DATASET EXTRACT »

##############################

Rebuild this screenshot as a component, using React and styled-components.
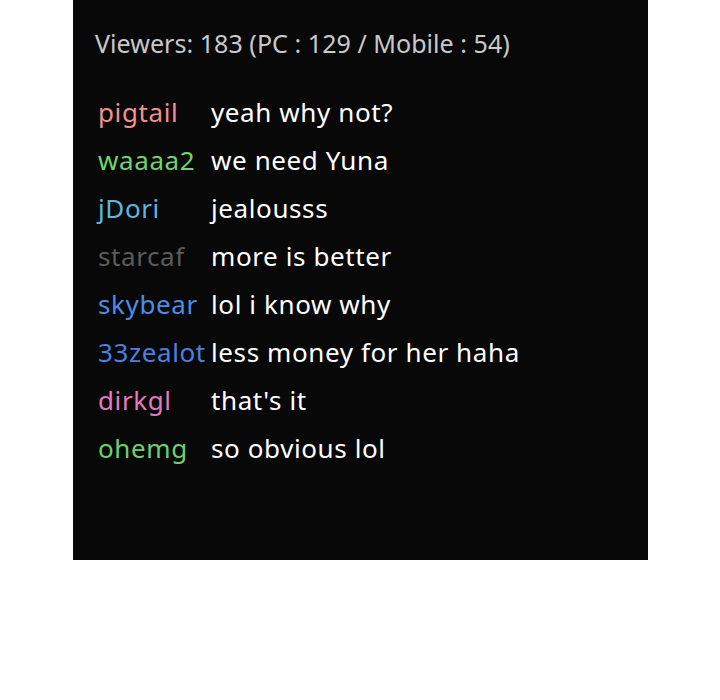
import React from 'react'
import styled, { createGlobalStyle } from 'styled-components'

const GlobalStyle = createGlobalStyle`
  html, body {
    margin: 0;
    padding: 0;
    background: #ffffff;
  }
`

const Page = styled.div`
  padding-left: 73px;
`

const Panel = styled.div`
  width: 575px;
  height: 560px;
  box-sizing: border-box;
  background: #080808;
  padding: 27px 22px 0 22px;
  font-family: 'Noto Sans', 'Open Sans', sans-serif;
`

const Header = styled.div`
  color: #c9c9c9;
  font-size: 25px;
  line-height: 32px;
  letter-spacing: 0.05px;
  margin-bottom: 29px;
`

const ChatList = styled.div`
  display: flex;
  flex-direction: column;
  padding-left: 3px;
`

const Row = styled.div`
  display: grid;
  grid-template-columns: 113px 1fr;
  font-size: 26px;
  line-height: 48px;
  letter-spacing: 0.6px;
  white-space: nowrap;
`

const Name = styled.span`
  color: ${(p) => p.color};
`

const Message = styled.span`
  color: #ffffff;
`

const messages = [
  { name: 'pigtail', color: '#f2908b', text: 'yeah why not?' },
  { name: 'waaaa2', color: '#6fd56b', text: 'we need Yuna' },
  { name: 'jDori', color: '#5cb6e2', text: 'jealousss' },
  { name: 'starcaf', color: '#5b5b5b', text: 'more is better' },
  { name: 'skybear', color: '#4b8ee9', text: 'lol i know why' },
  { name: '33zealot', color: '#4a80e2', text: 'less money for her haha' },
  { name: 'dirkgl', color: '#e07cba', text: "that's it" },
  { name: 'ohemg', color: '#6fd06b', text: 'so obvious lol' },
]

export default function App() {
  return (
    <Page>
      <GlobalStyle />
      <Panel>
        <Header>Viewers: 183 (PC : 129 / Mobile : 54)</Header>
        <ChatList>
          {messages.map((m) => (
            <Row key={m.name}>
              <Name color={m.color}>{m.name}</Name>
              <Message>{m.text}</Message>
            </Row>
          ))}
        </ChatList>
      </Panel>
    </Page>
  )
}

##############################

YOUR TASK »
Show every line above in which the word "React" occurs.

EXERCISE RESPONSE »
Rebuild this screenshot as a component, using React and styled-components.
import React from 'react'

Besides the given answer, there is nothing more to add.